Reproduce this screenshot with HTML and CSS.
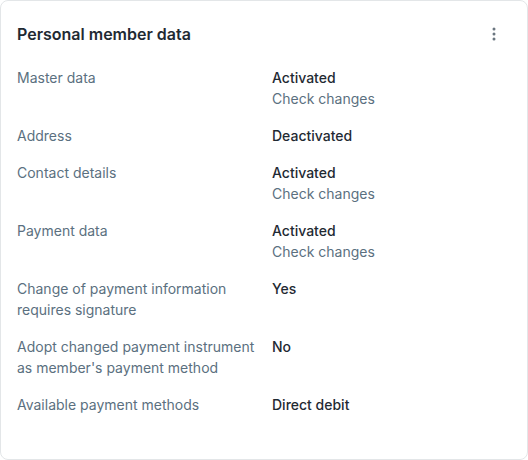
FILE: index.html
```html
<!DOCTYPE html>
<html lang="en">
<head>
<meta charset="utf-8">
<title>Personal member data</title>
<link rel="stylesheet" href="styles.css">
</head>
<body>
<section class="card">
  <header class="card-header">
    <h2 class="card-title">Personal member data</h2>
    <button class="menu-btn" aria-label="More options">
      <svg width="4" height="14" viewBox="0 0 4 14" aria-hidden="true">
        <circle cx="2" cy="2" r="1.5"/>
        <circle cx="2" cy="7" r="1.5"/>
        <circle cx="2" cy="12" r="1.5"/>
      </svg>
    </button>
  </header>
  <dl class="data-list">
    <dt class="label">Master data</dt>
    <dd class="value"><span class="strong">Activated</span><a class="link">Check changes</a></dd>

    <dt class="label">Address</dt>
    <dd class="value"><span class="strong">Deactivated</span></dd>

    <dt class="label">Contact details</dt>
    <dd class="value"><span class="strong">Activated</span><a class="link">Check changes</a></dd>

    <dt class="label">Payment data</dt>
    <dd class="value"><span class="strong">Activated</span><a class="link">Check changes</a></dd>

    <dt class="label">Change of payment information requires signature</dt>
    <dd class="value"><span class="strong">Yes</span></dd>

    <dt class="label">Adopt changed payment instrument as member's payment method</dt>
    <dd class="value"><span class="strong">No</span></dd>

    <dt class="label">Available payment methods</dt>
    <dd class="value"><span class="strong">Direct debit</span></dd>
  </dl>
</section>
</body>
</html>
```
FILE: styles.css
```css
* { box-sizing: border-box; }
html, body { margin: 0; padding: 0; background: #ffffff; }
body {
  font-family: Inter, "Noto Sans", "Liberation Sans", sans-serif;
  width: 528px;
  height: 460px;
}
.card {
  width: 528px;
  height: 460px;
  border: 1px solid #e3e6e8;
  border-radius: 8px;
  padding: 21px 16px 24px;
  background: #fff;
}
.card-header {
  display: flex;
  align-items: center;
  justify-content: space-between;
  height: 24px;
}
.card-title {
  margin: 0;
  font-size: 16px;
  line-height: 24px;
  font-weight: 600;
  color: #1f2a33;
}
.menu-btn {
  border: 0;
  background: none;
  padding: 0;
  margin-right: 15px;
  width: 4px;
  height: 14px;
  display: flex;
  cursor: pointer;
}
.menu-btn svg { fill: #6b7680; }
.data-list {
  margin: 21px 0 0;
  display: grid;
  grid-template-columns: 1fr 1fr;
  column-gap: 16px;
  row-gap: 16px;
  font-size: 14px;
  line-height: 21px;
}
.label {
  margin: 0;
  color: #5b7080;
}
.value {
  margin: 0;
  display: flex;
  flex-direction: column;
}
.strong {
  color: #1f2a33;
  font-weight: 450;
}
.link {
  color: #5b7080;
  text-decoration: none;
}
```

- - -

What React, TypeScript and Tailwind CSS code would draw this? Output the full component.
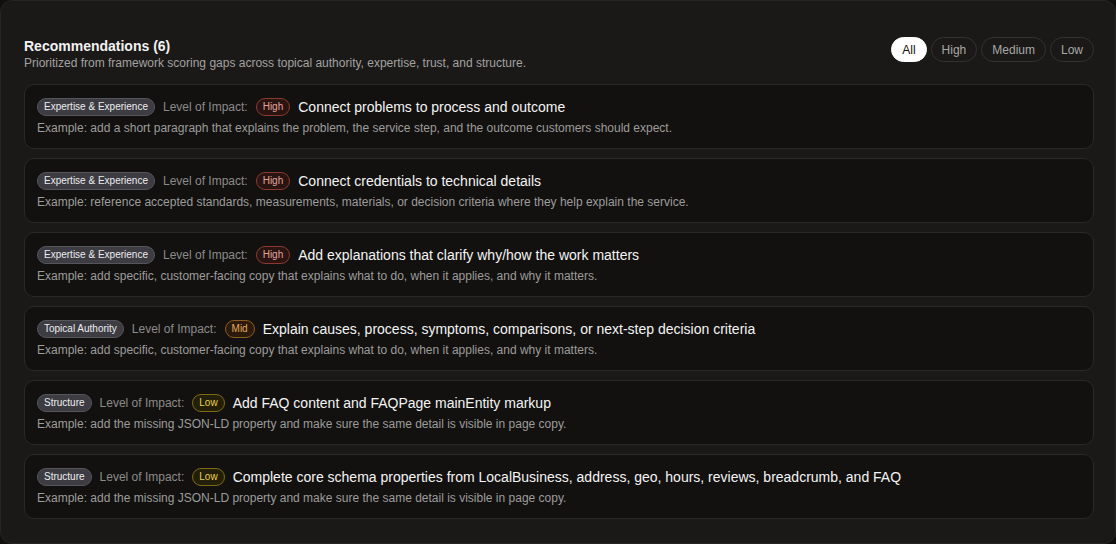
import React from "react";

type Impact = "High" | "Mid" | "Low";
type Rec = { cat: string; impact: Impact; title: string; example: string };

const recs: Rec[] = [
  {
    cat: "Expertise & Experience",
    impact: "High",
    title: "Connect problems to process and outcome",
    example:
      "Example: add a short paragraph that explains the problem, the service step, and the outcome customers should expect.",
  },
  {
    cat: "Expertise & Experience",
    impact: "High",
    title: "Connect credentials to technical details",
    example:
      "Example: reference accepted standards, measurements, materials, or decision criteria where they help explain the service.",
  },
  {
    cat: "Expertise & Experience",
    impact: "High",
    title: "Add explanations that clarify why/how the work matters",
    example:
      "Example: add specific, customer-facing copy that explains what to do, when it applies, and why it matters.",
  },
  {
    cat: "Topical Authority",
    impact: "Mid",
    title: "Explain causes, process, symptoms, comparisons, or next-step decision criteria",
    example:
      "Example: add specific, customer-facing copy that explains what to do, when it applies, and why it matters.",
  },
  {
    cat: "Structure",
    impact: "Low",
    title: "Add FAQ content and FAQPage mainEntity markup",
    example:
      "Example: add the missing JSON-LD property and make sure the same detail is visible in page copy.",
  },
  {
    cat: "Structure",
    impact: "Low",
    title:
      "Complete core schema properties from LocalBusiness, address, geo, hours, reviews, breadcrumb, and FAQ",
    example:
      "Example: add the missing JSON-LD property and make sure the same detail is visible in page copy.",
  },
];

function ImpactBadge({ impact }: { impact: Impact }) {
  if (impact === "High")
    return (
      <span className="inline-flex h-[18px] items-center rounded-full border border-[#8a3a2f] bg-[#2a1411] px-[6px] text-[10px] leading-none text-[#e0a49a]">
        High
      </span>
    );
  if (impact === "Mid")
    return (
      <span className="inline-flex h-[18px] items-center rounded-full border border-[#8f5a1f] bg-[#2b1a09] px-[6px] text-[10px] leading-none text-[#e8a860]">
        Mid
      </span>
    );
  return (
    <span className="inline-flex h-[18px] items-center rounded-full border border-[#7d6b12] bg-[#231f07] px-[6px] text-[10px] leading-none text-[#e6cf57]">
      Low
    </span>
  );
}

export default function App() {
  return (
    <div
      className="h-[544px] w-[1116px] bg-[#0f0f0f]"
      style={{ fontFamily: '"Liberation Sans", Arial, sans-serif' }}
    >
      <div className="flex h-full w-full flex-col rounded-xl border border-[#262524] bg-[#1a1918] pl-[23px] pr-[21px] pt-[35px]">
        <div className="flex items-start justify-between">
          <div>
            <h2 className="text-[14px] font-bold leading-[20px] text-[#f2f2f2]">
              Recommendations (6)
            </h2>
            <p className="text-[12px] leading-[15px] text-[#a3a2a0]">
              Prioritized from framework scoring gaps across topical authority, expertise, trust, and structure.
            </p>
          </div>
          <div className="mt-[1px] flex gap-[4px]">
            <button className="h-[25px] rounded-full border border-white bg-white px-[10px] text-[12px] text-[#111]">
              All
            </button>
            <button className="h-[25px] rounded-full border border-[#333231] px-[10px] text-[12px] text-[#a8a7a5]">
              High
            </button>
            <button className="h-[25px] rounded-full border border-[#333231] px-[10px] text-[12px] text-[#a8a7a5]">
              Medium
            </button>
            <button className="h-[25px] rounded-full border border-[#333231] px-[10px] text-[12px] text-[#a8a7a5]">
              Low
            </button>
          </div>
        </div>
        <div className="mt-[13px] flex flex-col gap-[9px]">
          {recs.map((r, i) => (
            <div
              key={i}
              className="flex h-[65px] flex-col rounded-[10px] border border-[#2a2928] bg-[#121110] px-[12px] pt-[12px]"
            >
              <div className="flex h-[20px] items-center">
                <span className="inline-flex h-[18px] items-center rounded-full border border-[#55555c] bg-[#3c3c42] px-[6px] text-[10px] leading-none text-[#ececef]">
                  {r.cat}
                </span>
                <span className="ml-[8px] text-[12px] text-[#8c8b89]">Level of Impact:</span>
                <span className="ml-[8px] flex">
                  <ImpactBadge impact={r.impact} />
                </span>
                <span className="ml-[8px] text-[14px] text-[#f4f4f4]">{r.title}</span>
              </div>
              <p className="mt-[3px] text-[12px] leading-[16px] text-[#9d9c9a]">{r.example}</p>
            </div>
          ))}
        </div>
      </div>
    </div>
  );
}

- - -

■ **TASK REQUIREMENTS**: Check every line of the records above for the string "this" and say how many contain it, giving the number alone.

■ **ANSWER FOR THE TASK**: 2